EXERCISE: Search the data for the word "this". Reproduce every line where it is found.

Entries with page source code:
----------

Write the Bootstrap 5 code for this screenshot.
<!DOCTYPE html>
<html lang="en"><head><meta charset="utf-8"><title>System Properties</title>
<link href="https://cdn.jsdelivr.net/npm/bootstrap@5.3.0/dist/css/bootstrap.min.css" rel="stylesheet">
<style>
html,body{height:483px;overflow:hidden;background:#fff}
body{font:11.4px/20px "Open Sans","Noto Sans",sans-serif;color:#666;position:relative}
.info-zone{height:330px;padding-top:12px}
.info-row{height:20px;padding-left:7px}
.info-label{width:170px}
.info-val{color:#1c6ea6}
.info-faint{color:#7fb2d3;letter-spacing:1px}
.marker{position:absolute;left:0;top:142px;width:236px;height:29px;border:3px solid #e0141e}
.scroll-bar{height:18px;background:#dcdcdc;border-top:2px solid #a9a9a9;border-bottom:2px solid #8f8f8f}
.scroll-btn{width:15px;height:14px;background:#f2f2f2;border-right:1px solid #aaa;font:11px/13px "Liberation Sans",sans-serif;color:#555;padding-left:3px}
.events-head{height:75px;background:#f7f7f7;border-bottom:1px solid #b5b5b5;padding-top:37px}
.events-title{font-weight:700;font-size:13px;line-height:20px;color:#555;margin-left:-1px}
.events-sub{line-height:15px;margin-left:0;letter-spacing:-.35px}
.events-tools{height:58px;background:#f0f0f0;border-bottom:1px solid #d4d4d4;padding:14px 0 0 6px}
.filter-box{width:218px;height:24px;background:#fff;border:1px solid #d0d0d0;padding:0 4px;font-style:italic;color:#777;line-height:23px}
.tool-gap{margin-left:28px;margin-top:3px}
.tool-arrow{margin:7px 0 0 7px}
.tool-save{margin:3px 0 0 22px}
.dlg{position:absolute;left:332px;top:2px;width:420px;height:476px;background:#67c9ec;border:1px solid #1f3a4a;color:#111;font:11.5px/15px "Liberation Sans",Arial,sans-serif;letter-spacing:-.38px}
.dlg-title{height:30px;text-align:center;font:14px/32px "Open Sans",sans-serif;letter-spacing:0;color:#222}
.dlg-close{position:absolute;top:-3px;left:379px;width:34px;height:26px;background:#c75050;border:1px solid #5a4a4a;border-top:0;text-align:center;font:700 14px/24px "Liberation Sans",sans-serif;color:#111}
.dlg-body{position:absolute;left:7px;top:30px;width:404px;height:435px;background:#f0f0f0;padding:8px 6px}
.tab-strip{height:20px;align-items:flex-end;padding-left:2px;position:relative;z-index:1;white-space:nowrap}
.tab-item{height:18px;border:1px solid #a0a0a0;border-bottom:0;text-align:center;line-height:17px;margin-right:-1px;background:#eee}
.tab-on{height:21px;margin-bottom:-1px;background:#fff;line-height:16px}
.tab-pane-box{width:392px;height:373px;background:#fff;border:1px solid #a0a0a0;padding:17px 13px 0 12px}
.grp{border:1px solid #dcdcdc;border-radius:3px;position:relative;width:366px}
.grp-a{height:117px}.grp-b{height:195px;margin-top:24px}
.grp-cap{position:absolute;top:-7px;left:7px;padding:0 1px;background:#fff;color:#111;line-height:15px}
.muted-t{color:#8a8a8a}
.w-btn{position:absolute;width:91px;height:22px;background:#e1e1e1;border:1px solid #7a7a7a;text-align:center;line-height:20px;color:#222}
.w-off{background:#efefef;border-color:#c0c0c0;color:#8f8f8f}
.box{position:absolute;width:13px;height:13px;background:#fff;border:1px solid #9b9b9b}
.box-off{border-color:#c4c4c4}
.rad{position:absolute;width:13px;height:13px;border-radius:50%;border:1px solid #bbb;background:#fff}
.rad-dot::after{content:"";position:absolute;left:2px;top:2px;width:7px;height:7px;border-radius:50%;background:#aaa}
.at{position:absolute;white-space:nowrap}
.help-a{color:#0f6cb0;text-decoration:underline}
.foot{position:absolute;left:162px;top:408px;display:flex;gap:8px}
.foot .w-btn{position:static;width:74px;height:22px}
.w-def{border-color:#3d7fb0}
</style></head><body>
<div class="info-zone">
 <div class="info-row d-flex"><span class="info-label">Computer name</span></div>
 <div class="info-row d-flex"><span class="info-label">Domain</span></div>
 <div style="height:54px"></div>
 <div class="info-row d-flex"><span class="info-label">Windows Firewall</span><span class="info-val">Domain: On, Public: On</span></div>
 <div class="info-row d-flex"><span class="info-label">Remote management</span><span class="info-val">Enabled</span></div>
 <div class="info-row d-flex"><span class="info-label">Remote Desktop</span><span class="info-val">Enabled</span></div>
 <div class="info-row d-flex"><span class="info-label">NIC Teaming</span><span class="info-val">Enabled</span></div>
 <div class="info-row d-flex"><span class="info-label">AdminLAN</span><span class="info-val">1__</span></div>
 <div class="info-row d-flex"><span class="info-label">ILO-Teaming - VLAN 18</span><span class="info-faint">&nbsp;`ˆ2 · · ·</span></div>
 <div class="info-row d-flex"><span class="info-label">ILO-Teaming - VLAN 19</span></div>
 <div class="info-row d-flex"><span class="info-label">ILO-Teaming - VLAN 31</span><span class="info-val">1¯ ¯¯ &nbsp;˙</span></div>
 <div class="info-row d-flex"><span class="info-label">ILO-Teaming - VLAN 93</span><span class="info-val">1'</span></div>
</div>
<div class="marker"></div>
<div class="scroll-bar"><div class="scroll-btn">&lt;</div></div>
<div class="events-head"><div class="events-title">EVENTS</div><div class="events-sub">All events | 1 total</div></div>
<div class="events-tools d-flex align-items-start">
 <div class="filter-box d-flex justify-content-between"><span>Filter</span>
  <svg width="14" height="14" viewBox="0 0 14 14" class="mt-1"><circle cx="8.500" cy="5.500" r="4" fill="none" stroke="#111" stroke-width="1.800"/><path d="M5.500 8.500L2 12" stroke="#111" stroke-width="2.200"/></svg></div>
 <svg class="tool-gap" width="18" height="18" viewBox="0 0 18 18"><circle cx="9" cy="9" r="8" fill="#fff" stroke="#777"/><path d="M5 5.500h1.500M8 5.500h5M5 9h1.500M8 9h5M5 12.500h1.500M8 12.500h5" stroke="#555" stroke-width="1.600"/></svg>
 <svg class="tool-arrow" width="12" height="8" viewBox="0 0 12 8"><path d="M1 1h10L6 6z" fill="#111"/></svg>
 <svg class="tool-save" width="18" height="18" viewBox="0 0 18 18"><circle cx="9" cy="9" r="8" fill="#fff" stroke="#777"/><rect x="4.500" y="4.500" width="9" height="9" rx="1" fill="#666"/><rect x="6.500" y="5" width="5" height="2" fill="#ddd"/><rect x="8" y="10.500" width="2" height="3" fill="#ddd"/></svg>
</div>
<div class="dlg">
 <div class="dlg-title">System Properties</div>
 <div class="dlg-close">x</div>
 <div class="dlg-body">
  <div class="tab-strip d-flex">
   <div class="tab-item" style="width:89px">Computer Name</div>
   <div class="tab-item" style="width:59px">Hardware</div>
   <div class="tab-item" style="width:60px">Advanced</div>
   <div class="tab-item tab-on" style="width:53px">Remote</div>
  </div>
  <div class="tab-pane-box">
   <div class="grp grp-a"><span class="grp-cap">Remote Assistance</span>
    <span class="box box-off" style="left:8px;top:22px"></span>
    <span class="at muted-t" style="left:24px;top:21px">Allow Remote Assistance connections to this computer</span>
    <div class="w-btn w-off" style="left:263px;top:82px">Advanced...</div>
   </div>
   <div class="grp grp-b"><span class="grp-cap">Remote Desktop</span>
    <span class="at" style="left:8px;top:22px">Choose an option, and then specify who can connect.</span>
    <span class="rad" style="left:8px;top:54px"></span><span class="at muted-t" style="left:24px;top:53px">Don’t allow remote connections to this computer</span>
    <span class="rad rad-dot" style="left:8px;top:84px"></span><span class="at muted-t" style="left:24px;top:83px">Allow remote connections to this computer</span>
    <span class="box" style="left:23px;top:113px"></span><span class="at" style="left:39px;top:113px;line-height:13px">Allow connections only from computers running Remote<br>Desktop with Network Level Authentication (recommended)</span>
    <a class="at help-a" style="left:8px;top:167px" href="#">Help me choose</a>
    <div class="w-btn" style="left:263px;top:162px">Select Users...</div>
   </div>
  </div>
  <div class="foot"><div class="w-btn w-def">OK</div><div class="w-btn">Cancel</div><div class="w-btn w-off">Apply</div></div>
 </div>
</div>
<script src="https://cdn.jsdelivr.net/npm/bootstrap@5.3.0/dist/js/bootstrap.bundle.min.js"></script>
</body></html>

----------

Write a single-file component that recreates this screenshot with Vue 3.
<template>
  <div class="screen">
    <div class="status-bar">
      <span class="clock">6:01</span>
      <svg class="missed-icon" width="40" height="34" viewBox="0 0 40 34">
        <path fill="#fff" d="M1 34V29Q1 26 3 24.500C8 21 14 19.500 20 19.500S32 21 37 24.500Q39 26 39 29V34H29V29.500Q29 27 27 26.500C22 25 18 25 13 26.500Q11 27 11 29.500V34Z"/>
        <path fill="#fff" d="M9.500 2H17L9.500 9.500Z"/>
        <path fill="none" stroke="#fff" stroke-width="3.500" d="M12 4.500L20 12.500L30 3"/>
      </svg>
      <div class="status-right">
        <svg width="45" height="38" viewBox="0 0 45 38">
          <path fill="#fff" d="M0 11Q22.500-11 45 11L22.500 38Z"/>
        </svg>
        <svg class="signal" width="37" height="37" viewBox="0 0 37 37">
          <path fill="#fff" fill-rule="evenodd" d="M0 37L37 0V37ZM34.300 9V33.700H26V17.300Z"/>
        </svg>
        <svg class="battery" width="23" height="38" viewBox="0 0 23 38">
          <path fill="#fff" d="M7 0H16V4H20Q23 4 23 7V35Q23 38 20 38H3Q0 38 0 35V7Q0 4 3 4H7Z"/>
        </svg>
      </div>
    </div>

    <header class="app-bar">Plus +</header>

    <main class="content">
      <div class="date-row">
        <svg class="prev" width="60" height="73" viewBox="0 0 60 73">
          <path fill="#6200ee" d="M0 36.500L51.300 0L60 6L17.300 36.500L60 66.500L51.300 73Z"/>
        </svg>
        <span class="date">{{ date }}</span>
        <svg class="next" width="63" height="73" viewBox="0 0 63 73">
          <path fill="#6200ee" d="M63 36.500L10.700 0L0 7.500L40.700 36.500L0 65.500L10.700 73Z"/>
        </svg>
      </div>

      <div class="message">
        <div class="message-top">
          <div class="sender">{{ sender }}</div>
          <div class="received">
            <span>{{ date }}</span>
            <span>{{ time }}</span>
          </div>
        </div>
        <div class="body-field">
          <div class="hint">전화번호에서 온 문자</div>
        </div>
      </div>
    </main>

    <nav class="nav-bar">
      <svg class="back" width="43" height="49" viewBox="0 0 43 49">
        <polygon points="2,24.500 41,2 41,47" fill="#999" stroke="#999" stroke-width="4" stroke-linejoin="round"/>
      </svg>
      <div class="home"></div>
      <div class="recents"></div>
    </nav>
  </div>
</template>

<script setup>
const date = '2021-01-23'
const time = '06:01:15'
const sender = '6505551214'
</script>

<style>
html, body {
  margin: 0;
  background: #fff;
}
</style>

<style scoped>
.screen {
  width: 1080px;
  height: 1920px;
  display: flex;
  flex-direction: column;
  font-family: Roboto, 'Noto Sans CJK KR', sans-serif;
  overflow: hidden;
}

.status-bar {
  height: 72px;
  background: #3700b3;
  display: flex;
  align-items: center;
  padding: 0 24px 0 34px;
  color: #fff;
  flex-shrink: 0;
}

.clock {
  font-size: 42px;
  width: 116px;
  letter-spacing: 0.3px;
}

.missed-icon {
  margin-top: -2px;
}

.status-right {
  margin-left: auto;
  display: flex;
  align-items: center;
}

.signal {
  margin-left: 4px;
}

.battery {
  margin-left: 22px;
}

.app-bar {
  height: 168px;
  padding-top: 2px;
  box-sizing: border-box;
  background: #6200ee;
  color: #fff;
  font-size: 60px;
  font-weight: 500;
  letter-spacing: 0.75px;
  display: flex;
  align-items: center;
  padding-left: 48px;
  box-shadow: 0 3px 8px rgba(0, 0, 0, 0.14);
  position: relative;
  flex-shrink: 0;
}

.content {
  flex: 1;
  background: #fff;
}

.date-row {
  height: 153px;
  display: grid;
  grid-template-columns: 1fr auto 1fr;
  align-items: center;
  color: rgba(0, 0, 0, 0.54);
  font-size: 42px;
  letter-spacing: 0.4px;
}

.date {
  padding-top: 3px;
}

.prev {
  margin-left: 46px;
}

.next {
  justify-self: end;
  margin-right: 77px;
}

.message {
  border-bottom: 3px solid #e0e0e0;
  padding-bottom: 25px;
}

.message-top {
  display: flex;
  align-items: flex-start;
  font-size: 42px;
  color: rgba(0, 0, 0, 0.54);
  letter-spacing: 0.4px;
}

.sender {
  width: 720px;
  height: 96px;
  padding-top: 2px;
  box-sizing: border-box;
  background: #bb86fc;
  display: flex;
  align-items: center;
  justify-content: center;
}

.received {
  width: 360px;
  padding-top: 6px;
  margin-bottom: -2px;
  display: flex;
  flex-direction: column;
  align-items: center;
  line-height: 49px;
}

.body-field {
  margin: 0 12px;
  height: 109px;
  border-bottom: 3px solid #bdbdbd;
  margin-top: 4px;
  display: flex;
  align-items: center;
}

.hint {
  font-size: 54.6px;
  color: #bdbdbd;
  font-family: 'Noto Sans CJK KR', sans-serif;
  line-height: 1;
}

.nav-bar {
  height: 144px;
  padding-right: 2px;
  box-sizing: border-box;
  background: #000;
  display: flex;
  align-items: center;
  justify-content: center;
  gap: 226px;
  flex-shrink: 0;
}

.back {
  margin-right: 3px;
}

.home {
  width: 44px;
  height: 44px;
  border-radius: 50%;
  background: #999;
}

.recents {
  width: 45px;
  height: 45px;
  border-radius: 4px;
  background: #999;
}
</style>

----------

SOLVED EXERCISE:
Write the Bootstrap 5 code for this screenshot.
    <span class="at muted-t" style="left:24px;top:21px">Allow Remote Assistance connections to this computer</span>
    <span class="rad" style="left:8px;top:54px"></span><span class="at muted-t" style="left:24px;top:53px">Don’t allow remote connections to this computer</span>
    <span class="rad rad-dot" style="left:8px;top:84px"></span><span class="at muted-t" style="left:24px;top:83px">Allow remote connections to this computer</span>
Write a single-file component that recreates this screenshot with Vue 3.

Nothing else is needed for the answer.